Apparently, besides the simply-connected spaces with constant curvature, there are other isotropic Riemannian manifolds, such as complex projective spaces with the Fubini-study metric. I know that (cf. the "background" section of the previous question) the former probably satisfies the SAS postulate and five-segment axioms, i.e. the intersection of Riemannian manifolds that are isotropic, and that satisfy the SAS postulate / five-segment axiom, contains the simply connected spaces of constant curvature. So I am curious about how large that intersection is (e.g. does it also include the complex projective spaces with the Fubini-Study metric), and which spaces (if any) satisfy one property but not the other.
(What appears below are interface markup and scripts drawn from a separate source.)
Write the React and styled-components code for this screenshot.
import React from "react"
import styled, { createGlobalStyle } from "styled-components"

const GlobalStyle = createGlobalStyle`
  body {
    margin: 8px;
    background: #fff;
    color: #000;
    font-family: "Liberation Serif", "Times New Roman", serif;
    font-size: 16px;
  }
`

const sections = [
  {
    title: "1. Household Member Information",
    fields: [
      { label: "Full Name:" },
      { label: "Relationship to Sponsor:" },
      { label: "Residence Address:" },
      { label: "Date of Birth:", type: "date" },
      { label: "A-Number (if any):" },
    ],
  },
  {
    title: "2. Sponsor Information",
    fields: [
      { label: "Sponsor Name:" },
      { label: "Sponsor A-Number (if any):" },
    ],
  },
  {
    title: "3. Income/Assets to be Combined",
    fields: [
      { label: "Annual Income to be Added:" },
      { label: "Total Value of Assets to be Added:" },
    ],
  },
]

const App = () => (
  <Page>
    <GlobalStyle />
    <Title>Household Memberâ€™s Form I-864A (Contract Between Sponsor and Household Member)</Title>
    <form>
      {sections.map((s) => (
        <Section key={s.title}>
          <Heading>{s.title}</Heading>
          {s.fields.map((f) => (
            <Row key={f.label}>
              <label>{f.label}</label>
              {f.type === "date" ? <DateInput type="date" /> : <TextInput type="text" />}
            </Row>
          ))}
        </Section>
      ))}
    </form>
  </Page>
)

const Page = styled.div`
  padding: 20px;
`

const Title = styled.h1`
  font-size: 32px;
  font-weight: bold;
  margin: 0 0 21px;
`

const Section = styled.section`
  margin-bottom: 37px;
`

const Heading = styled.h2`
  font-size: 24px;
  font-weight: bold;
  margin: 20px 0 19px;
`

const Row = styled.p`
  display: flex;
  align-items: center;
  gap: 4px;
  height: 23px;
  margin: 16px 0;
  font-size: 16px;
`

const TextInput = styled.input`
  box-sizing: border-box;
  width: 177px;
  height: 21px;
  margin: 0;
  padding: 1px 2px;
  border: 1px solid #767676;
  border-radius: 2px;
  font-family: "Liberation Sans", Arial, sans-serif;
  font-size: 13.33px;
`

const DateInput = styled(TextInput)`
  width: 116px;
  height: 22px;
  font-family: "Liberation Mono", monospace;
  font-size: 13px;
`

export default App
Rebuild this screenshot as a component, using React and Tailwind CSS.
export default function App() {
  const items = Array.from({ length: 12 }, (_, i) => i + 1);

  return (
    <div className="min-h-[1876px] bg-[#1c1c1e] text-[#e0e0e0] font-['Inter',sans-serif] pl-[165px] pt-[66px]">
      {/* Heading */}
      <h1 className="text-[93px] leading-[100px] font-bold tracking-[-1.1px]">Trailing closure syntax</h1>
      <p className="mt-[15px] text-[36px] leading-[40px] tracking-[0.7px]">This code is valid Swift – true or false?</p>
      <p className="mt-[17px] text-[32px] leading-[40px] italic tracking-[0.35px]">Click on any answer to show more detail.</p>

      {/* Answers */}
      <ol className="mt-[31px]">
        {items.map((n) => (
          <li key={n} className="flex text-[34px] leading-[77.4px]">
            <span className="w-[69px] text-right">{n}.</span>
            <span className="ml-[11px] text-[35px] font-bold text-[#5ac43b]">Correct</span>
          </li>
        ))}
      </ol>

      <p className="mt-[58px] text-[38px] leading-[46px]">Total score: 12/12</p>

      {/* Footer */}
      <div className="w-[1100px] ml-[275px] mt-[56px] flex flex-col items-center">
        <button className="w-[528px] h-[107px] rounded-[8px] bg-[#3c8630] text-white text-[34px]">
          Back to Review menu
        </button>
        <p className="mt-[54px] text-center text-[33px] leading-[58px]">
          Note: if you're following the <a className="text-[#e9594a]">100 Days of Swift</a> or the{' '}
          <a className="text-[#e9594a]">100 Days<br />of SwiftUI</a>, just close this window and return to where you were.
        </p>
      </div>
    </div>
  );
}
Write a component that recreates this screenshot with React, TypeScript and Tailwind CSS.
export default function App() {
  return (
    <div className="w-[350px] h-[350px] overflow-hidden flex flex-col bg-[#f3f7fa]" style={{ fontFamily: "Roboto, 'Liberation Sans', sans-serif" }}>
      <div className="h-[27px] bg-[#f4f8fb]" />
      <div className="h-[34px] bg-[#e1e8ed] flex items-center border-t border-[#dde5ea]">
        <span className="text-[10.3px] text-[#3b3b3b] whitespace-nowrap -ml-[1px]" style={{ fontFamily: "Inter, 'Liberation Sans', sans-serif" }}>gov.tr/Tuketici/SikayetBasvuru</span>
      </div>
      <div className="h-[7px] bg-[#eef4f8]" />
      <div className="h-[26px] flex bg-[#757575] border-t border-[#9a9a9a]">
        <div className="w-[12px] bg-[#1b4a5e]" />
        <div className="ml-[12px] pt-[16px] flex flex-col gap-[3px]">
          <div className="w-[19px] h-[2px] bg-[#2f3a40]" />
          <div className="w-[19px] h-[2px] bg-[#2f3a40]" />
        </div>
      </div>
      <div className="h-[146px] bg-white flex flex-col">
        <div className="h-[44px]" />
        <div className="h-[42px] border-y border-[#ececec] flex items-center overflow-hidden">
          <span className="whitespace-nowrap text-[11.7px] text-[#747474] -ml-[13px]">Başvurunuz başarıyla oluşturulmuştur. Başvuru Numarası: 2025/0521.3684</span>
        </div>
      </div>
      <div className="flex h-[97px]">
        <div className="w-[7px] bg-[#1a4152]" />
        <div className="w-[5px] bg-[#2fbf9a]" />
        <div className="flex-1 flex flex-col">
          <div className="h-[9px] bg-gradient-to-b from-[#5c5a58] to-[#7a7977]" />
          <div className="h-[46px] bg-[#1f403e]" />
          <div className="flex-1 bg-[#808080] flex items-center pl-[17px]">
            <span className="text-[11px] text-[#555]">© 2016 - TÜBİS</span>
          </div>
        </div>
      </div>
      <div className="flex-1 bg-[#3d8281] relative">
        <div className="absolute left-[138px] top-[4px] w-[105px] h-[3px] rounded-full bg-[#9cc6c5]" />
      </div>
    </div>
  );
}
Because betweenness and equidistance can both be expressed in terms of a metric function, Tarski's axioms for Euclidean geometry actually gives a fairly concise intrinsic characterization of Euclidean (and possibly even general Hilbert) spaces in terms of their metric. Based on Nikolaev's result, it is known that something similar is possible for general Riemannian manifolds, albeit in a much more complicated manner.
Because Riemannian geometry can be considered "infinitesimally Euclidean" geometry, I am curious which of Tarski's axioms are valid as "global" properties only for Euclidean spaces (and thus would need to be "infinitesimalized" first to be used to characterize connected, smooth, geodesically complete Riemannian manifolds). E.g. those of Tarski's axioms that are basically the definition of a semimetric space obviously apply "globally" to arbitrary Riemannian manifolds. But the "segment builder" axiom implies the space has infinite metric diameter, and thus e.g. fails "globally" for the sphere and thus would need to be "infinitesimalized". So basically I am curious about which class of Riemannian manifolds satisfies the property that the SAS postulate / five-segment axiom is still a "global" property (such as for the simply-connected spaces of constant curvature).